Image may contain: Human, Person, Asphalt, Tarmac, Highway, Freeway, Road

In fact they attribute this problem to a "deeper-rooted issue" of student housing which is forcing them to live in conditions that put them at odds with neighbours. The price of rent in Brighton rises every year so it is becoming hard for students to find affordable housing. This is forcing students to pack themselves into houses with a lot of other students, undoubtedly generating more noise.

Speaking to students in Brighton about this issue, they told The Sussex Tab: "There is a clear student housing crisis and landlords exploit us massively, it's not our fault we get put into houses of six so we can afford to live and study at university."

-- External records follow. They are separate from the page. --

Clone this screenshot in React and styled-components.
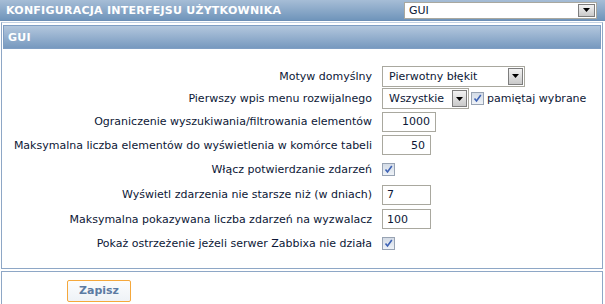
import React from "react";
import styled, { createGlobalStyle } from "styled-components";

const Global = createGlobalStyle`
  html, body { margin: 0; padding: 0; background: #fff; }
  body { font-family: "DejaVu Sans", Verdana, sans-serif; font-size: 11px; color: #0c1736; }
  * { box-sizing: border-box; }
`;

const Page = styled.div`
  width: 605px;
  height: 304px;
  overflow: hidden;
  background: #fff;
`;

const TopBar = styled.div`
  height: 21px;
  display: flex;
  align-items: center;
  justify-content: space-between;
  padding: 0 8px 0 6px;
  background: linear-gradient(#a6bdd6, #7095bb);
  border-bottom: 1px solid #6d8fb5;
`;

const Title = styled.div`
  color: #fff;
  font-weight: bold;
  font-size: 11px;
  letter-spacing: 0.25px;
`;

const Panel = styled.div`
  margin: ${(p) => p.$mt || 0}px 2px 0 1px;
  border: 1px solid #8ea7c6;
  border-top-color: ${(p) => p.$topColor || "#8ea7c6"};
  padding: 2px 1px 0 1px;
  height: ${(p) => p.$h}px;
`;

const SubHeader = styled.div`
  height: 24px;
  display: flex;
  align-items: center;
  padding-left: 4px;
  color: #fff;
  font-weight: bold;
  letter-spacing: 0.25px;
  background: linear-gradient(#b3c7dd, #7799bf);
  border: 1px solid #7f9ec3;
`;

const Form = styled.div`
  padding-top: 16px;
  display: flex;
  flex-direction: column;
`;

const Row = styled.div`
  height: ${(p) => p.$h}px;
  display: grid;
  grid-template-columns: 369px 1fr;
  column-gap: 10px;
  align-items: center;
`;

const Label = styled.div`
  text-align: right;
  white-space: nowrap;
`;

const Controls = styled.div`
  display: flex;
  align-items: center;
  gap: 2px;
`;

const SelectBox = styled.div`
  width: ${(p) => p.$w}px;
  height: ${(p) => p.$h || 21}px;
  display: flex;
  align-items: stretch;
  background: #fff;
  border: 1px solid #a9a89f;
  padding: 1px;
`;

const SelectText = styled.div`
  flex: 1;
  display: flex;
  align-items: center;
  padding-left: ${(p) => p.$pl || 5}px;
  color: #0c1736;
`;

const Arrow = styled.div`
  width: ${(p) => p.$w || 15}px;
  display: flex;
  align-items: center;
  justify-content: center;
  background: linear-gradient(#f2f2f2, #c9c9c9);
  border: 1px solid #7d7d7d;
`;

const Input = styled.div`
  width: ${(p) => p.$w}px;
  height: 20px;
  border: 1px solid #a9a89f;
  display: flex;
  align-items: center;
  justify-content: ${(p) => (p.$right ? "flex-end" : "flex-start")};
  padding: 0 5px 0 4px;
  color: #0c1736;
  background: #fff;
`;

const Check = styled.span`
  width: 13px;
  height: 13px;
  border: 1px solid #98a3b3;
  background: linear-gradient(#d3dbe6, #eef2f7);
  display: inline-flex;
  align-items: center;
  justify-content: center;
`;

const CheckLabel = styled.span`
  margin-left: 1px;
`;

const Footer = styled.div`
  height: 33px;
  display: flex;
  align-items: center;
  padding-left: 64px;
`;

const Button = styled.button`
  width: 64px;
  height: 22px;
  border: 1px solid #f5a83c;
  border-radius: 2px;
  background: linear-gradient(#fbfcfd, #eef2f7);
  color: #5c7ba3;
  font-family: "DejaVu Sans", Verdana, sans-serif;
  font-size: 11px;
  font-weight: bold;
  padding: 0;
`;

const Tri = () => (
  <svg width="7" height="4" viewBox="0 0 7 4">
    <path d="M0 0H7L3.5 4Z" fill="#000" />
  </svg>
);

const Tick = () => (
  <svg width="9" height="9" viewBox="0 0 9 9">
    <path d="M1.5 4.5L3.5 7L7.8 1" stroke="#3d62b5" strokeWidth="1.6" fill="none" />
  </svg>
);

const Select = ({ w, h, text, aw, pl }) => (
  <SelectBox $w={w} $h={h}>
    <SelectText $pl={pl}>{text}</SelectText>
    <Arrow $w={aw}>
      <Tri />
    </Arrow>
  </SelectBox>
);

export default function App() {
  return (
    <Page>
      <Global />
      <TopBar>
        <Title>KONFIGURACJA INTERFEJSU UŻYTKOWNIKA</Title>
        <Select w={193} h={17} text="GUI" aw={17} pl={3} />
      </TopBar>
      <Panel $mt={1} $h={247} $topColor="#c3d2e3">
        <SubHeader>GUI</SubHeader>
        <Form>
          <Row $h={22}>
            <Label>Motyw domyślny</Label>
            <Controls>
              <Select w={143} text="Pierwotny błękit" />
            </Controls>
          </Row>
          <Row $h={23}>
            <Label>Pierwszy wpis menu rozwijalnego</Label>
            <Controls>
              <Select w={87} text="Wszystkie" />
              <Check>
                <Tick />
              </Check>
              <CheckLabel>pamiętaj wybrane</CheckLabel>
            </Controls>
          </Row>
          <Row $h={23}>
            <Label>Ograniczenie wyszukiwania/filtrowania elementów</Label>
            <Controls>
              <Input $w={54} $right>1000</Input>
            </Controls>
          </Row>
          <Row $h={24}>
            <Label>Maksymalna liczba elementów do wyświetlenia w komórce tabeli</Label>
            <Controls>
              <Input $w={49} $right>50</Input>
            </Controls>
          </Row>
          <Row $h={25}>
            <Label>Włącz potwierdzanie zdarzeń</Label>
            <Controls>
              <Check>
                <Tick />
              </Check>
            </Controls>
          </Row>
          <Row $h={25}>
            <Label>Wyświetl zdarzenia nie starsze niż (w dniach)</Label>
            <Controls>
              <Input $w={49}>7</Input>
            </Controls>
          </Row>
          <Row $h={24}>
            <Label>Maksymalna pokazywana liczba zdarzeń na wyzwalacz</Label>
            <Controls>
              <Input $w={49}>100</Input>
            </Controls>
          </Row>
          <Row $h={24}>
            <Label>Pokaż ostrzeżenie jeżeli serwer Zabbixa nie działa</Label>
            <Controls>
              <Check>
                <Tick />
              </Check>
            </Controls>
          </Row>
        </Form>
      </Panel>
      <Panel $mt={2} $h={35}>
        <Footer>
          <Button>Zapisz</Button>
        </Footer>
      </Panel>
    </Page>
  );
}
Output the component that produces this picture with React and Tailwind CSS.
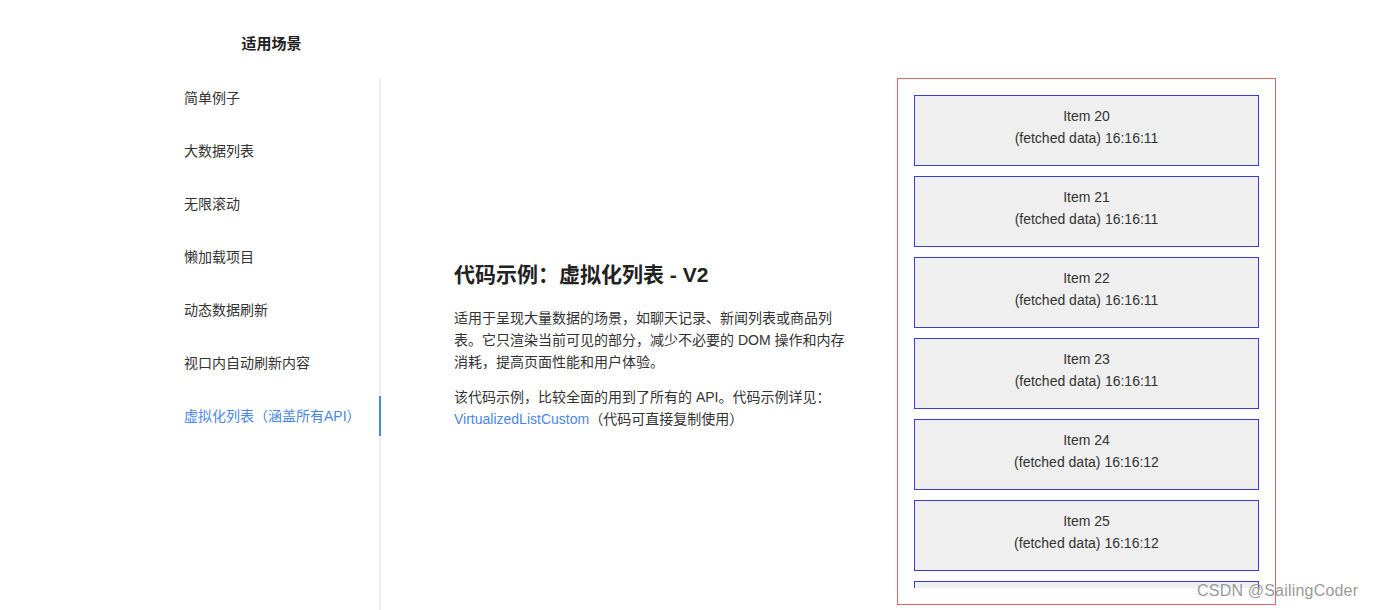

Other students have reported having to deal with hostile neighbours who react aggressively to them. One student, Hannah Boon, reported having a neighbour regularly scream insults and obscenities out of a window at her housemates. She attributed it to the neighbour transferring their anger from past students, saying: "I think that's what we had, he was so stressed out by old students he was immediately hostile to us." Another says her neighbour plays fox-mating sounds loudly whenever he thinks they are making too much noise.